In Detail: The Difference Between Machine Learning and General Purpose Computing Infrastructure and Why Super Protocol is Doing Both
Most of us (not to be confused with the currently trending HBO series Last Of Us) are well familiar with one of the key functions of cloud services which are hosting web services and providing computational power to process user requests to the said services. We mean requests here in a general sense: not just load a static page, but send the user’s data to the service, manipulate it, and provide the user with some kind of response.
Function defines form and for a long time processing frontend and backend data for a variety of applications while helping them scale has been the key purpose for the cloud (you can find more about it here). Machine learning is fairly new to this game (well, the theory for ML algorithms has been there for almost 60 years, yet we lacked the computational power and the massive amounts of data required to test them). Cloud providers such as AWS are only now adding features required to spin machine learning pipelines (pre-made personalization algorithms for e-commerce, or ML-tailored databases known as feature stores).
Let’s dive a bit deeper, what is required to run ML algorithms and is it that different from serving a web page?
First, what an ML pipeline should do (we’ll use plain English so that we omit the risk of running into the specifics of professional vocabulary):
- store and retrieve vast amounts of historical data — used to train the algorithm;
- receive and process events just as they happen (for example, user-generated actions like click, view, add to cart, etc.) — used to update results based on the new information (popular scenario for e-commerce when you’re getting fresh recommendations based on how you’re browsing the catalog);
- capacity to train ML models some of which can be small while others (multi-layered neural networks) are quite heavy
- be able to retrain models on the fly with new data input;
- apply filters to the results that the model provides (for example, the model gave us a list of goods, but we want to show only those currently in stock) — business rules is a common term;
- allow developers to test various ideas simultaneously (A/B test hypothesis) — to compare the results of different algorithms and/or business rules and find out which combination works better;
- help developers set up complex pipelines (might include multiple steps: take data — train — apply business rules — load in production — retrain on new input, also, branch given on some condition).

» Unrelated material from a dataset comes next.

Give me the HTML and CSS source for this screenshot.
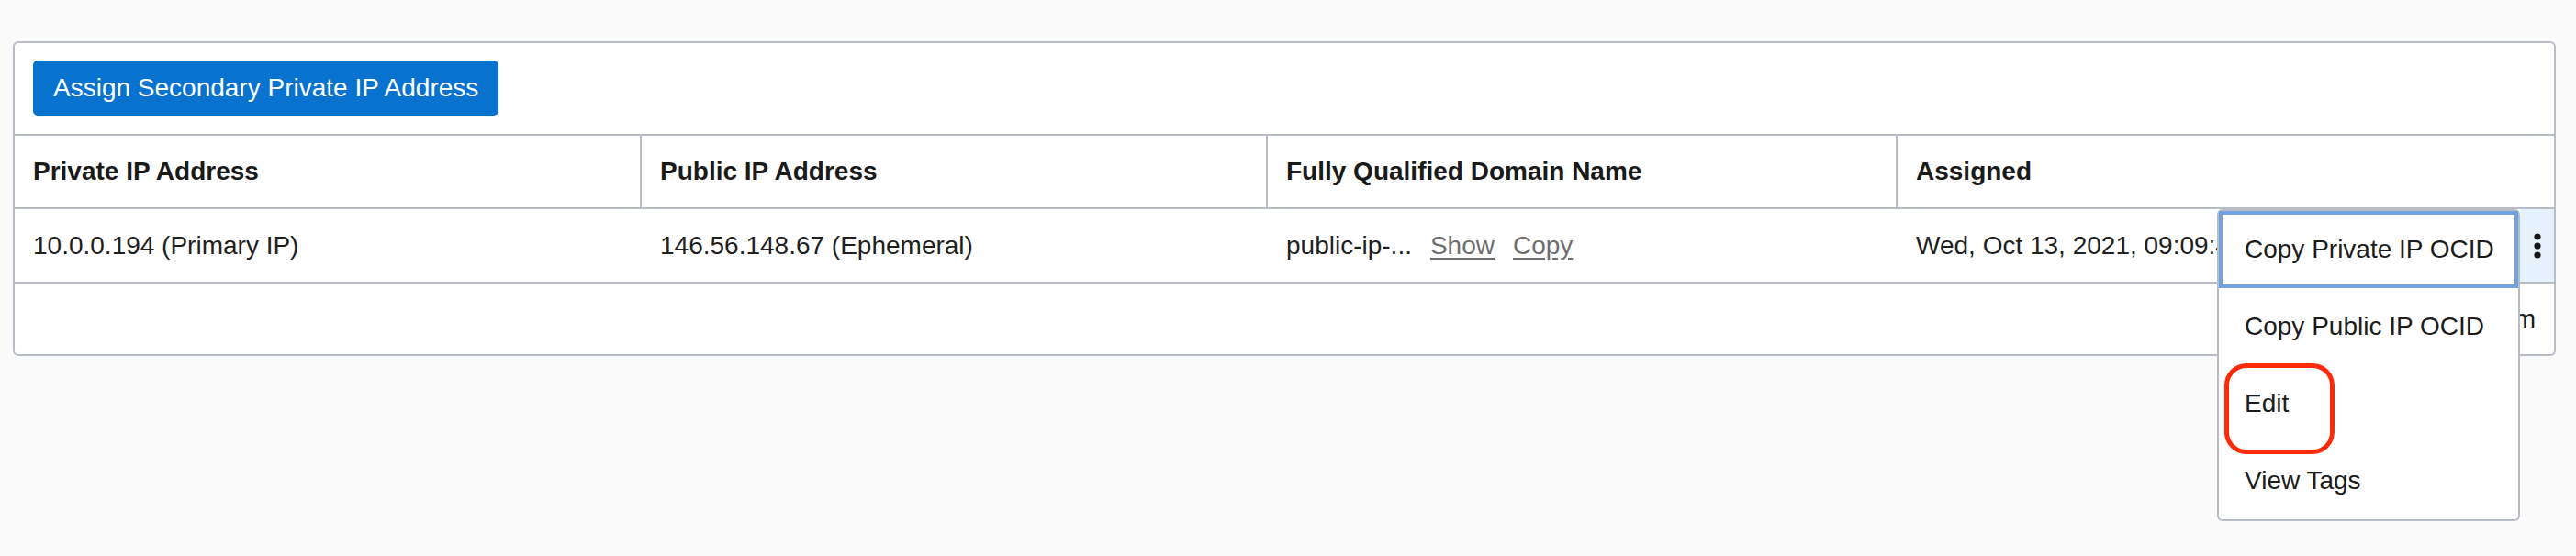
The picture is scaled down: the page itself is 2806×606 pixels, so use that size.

As you can see, there are a number of specific tasks, tools, and functions a platform should be able to provide (or host a third-party tool that covers some of them).
While a typical application workflow might look similar:
- store and retrieve vast amounts of data (users’, catalogs, etc.);
- manipulate that data and process complex requests on the fly;
- capable to scale based on the current workload;
And indeed, some of the ML tasks can be done with general computing, most of the developers’ efforts would be wasted on adjusting and re-purposing the infrastructure, rather than discovering new insights. We remember that the main purpose of cloud platforms is to help developers move fast, save resources, and build better products, right?
Last but not least, ML platforms require higher security and data protection policies. If a typical website gets hacked, a handful of logins, email, and passwords gets leaked, but machine learning data could contain more detailed personal information.
So when it comes to showing the results to the user, the ML algorithm is just another list of smth (recommended movies for the evening, or list of best deals on electronics) a website engine can take from its usual database, generating this list and improving the results based on the user’s feedback is the hardest part that requires a specific set of tools, platform resources, and infrastructure.
In this regard, Super Protocol has several key advantages that make both tasks (ML and general computing) possible:
- security-first approach that ensures data protection in all its three states;
- a network of services and resources providers that covers different developers’ needs, some of which can be quite specific;
- a community and an open ecosystem enabling a variety of tools made ready-to-use on the platform without any additional hustle.
It is no problem to provide a great service capable of achieving many tasks if you have the right foundation to build upon.